Good Monday morning! Hope you had a great weekend. Boy I have to write about how much fun I had yesterday dancing, playing and laughing with my kids. My daughter let me play subway surfers on her phone and it was great trying to runaway and not get caught. I love that game.
I smiled and laughed so much yesterday and it felt like the TRUE me. My daughter was asking me if I ate too much sugar or sweets since I was so hyper. I realized that the girl dancing, joking and laughing was actually who I really am and I somehow lost her in the past years.
It reminded me of the time of my younger days where I was so fun to be around with and had some friends. I don't know where I lost her but I want her back and yesterday was a glimpse of me. I realized that I have allowed so much of what's happened in my life to take over my way of being but sometimes you can't help that.

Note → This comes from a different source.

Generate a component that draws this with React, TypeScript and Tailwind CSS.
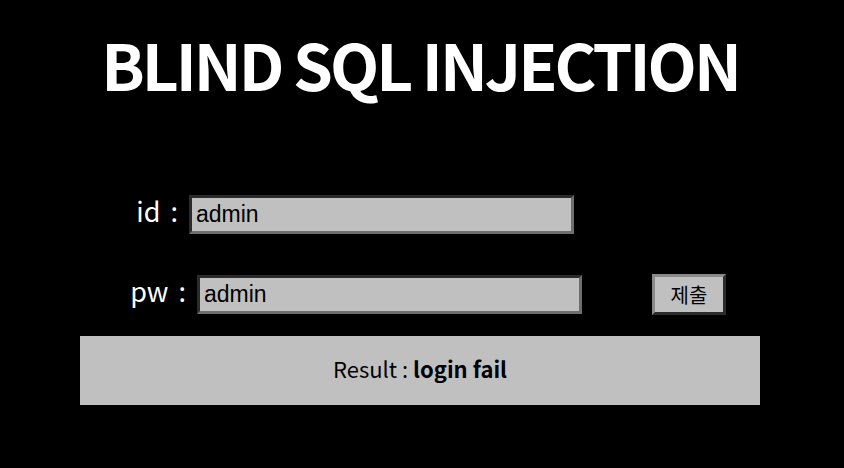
import React from 'react';

const cjk = { fontFamily: '"Noto Sans CJK KR", "Noto Sans", sans-serif' };
const arial = { fontFamily: '"Liberation Sans", Arial, sans-serif' };

export default function App() {
  return (
    <div className="min-h-[468px] w-[844px] bg-black text-white" style={cjk}>
      <h1 className="pt-[31px] pr-[4px] text-center text-[64px] font-bold leading-[64px] tracking-[-3px]">
        BLIND SQL INJECTION
      </h1>

      <form className="mt-[100px] flex flex-col" onSubmit={(e) => e.preventDefault()}>
        <div className="flex h-[39px] items-center">
          <label className="mb-[9px] w-[189px] pr-[11px] text-right text-[27px] leading-none [word-spacing:4px]">id :</label>
          <input
            defaultValue="admin"
            className="h-[39px] w-[385px] border-[3px] border-t-[#2b2b2b] border-l-[#2b2b2b] border-b-[#6e6e6e] border-r-[#6e6e6e] bg-[#c0c0c0] pl-[4px] text-[23px] text-black outline-none"
            style={arial}
          />
        </div>

        <div className="mt-[40px] flex h-[41px] items-center">
          <label className="mb-[9px] w-[197px] pr-[11px] text-right text-[27px] leading-none [word-spacing:4px]">pw :</label>
          <input
            defaultValue="admin"
            className="h-[39px] w-[385px] border-[3px] border-t-[#2b2b2b] border-l-[#2b2b2b] border-b-[#6e6e6e] border-r-[#6e6e6e] bg-[#c0c0c0] pl-[4px] text-[23px] text-black outline-none"
            style={arial}
          />
          <button
            type="submit"
            className="ml-[70px] h-[41px] w-[74px] border-[3px] border-t-[#8a8a8a] border-l-[#8a8a8a] border-b-[#2b2b2b] border-r-[#2b2b2b] bg-[#c0c0c0] text-[20px] leading-none text-black"
          >
            제출
          </button>
        </div>
      </form>

      <div className="ml-[80px] mt-[21px] flex h-[69px] w-[680px] items-center justify-center bg-[#c0c0c0] pb-[4px] text-[22px] text-black">
        Result :&nbsp;<b>login fail</b>
      </div>
    </div>
  );
}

Having that awareness that the same old fun girl is still there, way inside and she is waiting to show up everyday makes me sad and happy. I have not allowed her to show up. Why? I think I know why and its gonna require a whole lot of inquiry and self work to bring her out everyday.
I am having a lot of conflicted feelings and in a fog. Can anyone of you relate? How many of you have the inner, fun, wild person inside of you that you buried a long time ago? I forgot about her. But she is in there and probably trying so hard to push her way through.
Having the awareness is the first step. Now comes the hard work on my self. I know that it would be really helpful to have someone to talk too and I am going to find that support. We all need the support and can't do it on our own. Call a friend, coach, mentor or a therapist but find someone and walk that journey to find yourself. You need to find that lost girl if and work on really bringing her back.
Lots of tough feelings today. Hang in there! I love you and you are worth it!!!
Wishing you peace and happiness from my heart to yours!